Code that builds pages
* * * * * * * * *

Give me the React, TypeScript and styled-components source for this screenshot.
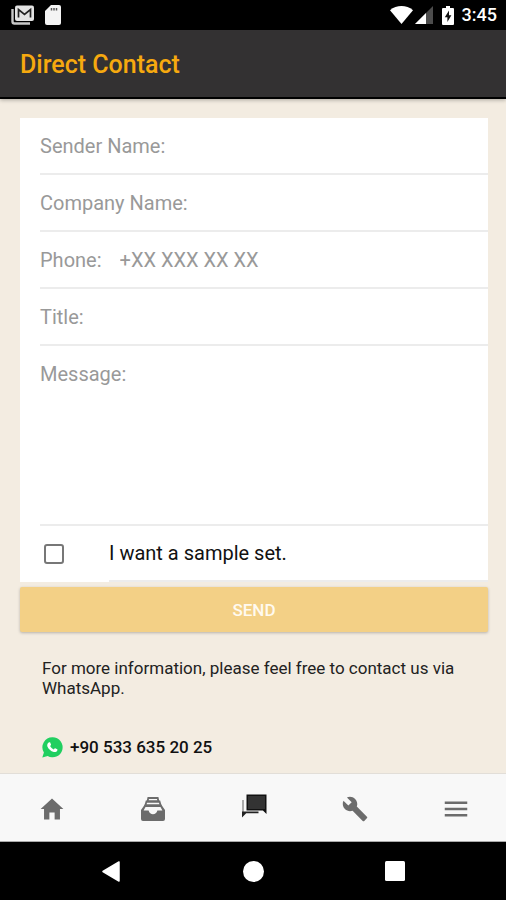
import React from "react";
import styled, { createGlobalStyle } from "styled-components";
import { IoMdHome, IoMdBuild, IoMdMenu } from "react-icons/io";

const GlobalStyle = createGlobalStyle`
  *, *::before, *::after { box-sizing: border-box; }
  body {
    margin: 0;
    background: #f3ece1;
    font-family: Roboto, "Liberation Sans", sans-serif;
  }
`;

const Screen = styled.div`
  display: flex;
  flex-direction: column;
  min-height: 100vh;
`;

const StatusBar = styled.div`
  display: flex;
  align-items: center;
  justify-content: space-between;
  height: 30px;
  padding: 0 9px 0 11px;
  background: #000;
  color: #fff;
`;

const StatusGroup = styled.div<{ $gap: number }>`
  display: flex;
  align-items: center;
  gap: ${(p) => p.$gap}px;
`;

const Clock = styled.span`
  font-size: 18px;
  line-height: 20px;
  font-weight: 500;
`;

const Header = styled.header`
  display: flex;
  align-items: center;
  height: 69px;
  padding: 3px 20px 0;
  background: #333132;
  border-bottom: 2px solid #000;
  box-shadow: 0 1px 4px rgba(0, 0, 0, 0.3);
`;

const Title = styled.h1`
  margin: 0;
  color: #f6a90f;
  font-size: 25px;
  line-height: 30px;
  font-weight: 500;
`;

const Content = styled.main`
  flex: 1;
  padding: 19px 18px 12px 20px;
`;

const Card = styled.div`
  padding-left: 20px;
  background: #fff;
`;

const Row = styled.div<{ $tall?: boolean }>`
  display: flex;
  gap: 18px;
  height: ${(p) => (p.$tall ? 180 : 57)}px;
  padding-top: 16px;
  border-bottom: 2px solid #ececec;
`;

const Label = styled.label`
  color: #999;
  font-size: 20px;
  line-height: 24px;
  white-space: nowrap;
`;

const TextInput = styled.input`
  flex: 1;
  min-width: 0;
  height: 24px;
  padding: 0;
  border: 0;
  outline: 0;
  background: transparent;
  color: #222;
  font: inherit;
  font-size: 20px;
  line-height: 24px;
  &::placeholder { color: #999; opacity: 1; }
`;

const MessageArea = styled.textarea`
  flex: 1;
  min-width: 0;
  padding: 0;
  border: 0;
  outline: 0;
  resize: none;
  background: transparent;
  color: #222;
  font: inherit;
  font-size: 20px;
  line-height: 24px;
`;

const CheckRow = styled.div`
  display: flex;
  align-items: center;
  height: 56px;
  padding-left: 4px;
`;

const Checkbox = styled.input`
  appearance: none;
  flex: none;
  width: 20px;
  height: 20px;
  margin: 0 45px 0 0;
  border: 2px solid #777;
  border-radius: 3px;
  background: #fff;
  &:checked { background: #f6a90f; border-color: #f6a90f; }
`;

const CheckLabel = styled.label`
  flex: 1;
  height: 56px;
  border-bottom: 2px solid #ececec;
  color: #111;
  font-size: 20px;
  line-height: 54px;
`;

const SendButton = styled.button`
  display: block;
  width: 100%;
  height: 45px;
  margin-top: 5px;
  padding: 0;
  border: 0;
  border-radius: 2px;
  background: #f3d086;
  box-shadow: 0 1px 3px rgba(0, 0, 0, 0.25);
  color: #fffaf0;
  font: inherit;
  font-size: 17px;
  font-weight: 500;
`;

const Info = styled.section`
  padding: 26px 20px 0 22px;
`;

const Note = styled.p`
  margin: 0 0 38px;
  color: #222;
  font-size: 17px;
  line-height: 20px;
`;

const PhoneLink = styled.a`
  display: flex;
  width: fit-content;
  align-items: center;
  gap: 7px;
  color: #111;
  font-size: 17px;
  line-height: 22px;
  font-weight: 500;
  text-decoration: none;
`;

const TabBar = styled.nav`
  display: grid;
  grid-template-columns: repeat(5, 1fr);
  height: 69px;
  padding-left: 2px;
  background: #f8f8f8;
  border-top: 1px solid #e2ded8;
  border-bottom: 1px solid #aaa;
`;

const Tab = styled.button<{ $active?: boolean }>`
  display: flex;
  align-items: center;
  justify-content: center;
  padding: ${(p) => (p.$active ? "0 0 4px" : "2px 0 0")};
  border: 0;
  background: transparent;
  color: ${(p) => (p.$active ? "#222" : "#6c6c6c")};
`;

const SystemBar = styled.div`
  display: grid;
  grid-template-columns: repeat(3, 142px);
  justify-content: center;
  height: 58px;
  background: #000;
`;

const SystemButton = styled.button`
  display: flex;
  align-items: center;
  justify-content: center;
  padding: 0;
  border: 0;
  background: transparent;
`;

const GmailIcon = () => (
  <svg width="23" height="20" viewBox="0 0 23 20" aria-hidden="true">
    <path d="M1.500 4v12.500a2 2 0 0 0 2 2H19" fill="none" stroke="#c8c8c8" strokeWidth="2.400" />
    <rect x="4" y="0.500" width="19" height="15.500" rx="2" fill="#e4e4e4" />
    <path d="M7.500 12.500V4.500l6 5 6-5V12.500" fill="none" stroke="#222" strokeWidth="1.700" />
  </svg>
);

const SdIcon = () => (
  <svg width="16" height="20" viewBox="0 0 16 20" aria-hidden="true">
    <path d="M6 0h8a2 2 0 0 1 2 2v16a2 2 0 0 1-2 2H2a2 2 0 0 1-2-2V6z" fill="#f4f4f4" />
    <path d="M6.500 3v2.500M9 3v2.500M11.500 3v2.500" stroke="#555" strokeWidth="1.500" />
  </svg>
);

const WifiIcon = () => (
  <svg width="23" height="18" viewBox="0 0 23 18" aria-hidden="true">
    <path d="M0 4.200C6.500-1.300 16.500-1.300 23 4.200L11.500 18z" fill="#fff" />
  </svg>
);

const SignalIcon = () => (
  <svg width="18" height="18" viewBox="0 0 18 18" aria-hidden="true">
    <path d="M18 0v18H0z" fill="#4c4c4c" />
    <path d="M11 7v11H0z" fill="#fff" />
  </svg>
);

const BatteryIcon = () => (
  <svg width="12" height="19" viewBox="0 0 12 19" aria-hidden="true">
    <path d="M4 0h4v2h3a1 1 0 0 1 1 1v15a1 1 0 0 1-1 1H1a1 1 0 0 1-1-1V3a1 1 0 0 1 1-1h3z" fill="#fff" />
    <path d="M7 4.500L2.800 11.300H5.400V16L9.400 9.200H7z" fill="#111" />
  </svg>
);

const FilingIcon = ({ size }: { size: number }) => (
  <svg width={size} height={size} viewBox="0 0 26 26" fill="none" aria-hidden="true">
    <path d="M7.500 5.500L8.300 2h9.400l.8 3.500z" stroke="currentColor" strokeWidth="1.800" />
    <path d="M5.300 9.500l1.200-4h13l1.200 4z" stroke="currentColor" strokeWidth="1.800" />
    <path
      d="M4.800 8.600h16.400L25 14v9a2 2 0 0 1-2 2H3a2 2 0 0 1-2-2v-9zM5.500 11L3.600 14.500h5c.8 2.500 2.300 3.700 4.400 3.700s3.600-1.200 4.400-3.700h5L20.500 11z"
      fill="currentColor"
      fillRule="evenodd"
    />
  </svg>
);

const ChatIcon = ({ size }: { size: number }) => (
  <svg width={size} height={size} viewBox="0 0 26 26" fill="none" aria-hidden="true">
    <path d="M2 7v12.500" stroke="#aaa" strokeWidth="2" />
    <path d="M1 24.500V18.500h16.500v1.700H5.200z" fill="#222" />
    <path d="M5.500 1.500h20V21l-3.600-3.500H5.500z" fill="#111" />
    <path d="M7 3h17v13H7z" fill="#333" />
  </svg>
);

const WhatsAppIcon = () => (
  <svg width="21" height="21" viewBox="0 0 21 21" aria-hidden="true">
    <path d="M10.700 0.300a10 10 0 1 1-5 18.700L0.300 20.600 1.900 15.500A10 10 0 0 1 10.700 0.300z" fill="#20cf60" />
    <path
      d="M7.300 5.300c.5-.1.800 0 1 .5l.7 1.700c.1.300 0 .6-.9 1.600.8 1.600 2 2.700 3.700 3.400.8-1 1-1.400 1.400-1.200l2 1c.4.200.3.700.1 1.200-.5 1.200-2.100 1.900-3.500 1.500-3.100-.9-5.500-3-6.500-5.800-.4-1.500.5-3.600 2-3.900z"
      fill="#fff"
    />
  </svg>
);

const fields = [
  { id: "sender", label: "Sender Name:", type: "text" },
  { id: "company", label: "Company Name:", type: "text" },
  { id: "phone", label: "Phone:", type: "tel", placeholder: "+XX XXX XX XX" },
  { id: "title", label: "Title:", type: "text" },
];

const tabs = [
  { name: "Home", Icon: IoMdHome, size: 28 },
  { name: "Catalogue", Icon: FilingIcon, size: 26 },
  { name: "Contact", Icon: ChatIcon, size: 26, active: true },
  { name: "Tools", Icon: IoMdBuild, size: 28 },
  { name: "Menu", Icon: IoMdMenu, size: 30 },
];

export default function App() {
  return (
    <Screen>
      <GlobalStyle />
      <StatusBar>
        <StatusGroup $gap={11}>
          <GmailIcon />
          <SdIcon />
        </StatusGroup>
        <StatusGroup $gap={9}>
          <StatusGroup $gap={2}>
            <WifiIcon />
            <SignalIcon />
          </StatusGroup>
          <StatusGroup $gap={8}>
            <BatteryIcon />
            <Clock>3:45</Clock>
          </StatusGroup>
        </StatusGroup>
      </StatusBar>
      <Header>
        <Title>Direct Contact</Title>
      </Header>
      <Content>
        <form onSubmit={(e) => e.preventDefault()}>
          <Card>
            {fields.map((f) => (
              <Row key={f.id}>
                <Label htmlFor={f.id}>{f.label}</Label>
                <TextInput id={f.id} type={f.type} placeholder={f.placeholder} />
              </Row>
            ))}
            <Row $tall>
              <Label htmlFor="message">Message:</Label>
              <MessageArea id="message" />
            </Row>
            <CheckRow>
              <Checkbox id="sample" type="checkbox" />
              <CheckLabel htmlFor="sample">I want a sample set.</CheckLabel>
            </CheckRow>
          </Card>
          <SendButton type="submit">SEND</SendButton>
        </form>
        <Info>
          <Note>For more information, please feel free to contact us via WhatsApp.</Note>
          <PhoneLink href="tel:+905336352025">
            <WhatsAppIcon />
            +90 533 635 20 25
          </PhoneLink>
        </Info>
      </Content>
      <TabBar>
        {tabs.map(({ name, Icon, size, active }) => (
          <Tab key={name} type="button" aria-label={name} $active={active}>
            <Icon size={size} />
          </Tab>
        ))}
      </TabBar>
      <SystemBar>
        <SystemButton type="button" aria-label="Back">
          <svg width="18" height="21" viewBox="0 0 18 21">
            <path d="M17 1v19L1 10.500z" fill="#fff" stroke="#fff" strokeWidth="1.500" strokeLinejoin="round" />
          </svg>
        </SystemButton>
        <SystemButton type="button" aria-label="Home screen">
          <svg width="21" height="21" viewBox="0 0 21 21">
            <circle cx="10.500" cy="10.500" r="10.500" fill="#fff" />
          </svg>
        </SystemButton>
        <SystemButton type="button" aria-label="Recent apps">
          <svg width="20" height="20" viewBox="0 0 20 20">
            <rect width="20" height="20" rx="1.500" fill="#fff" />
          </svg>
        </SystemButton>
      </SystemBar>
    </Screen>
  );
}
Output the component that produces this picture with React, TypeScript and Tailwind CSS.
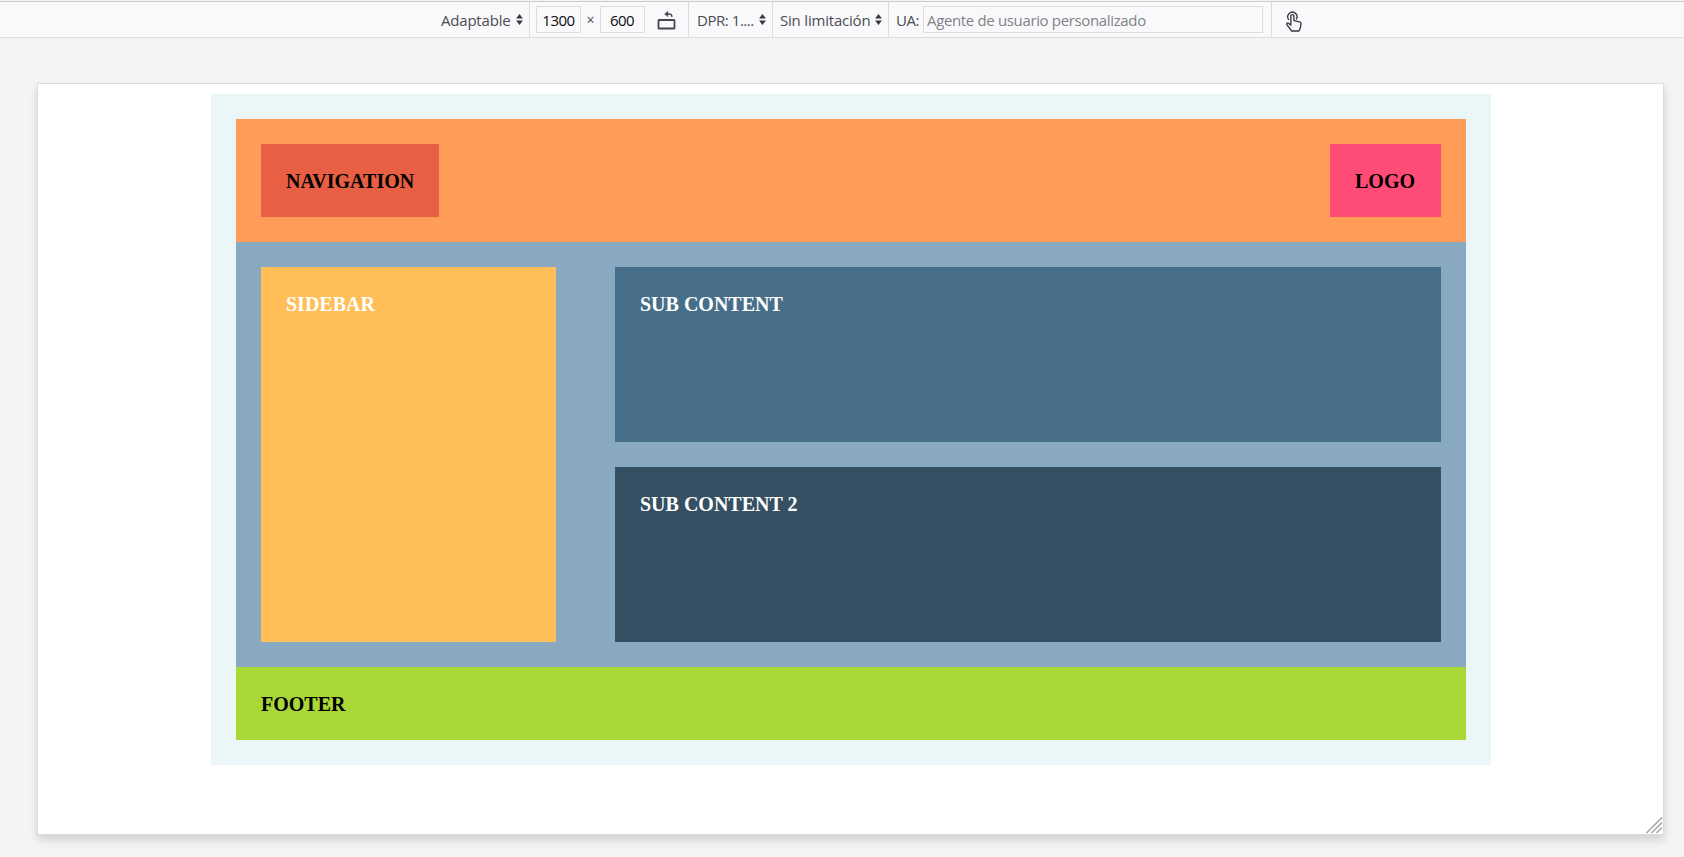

* * * * * * * * *

**Aim:**
Stop after the line containing "IoMdHome, IoMdBuild, IoMdMenu": copy the records exactly from the first line up to there, leaving pictures out.

**Solved problem:**
Give me the React, TypeScript and styled-components source for this screenshot.
import React from "react";
import styled, { createGlobalStyle } from "styled-components";
import { IoMdHome, IoMdBuild, IoMdMenu } from "react-icons/io";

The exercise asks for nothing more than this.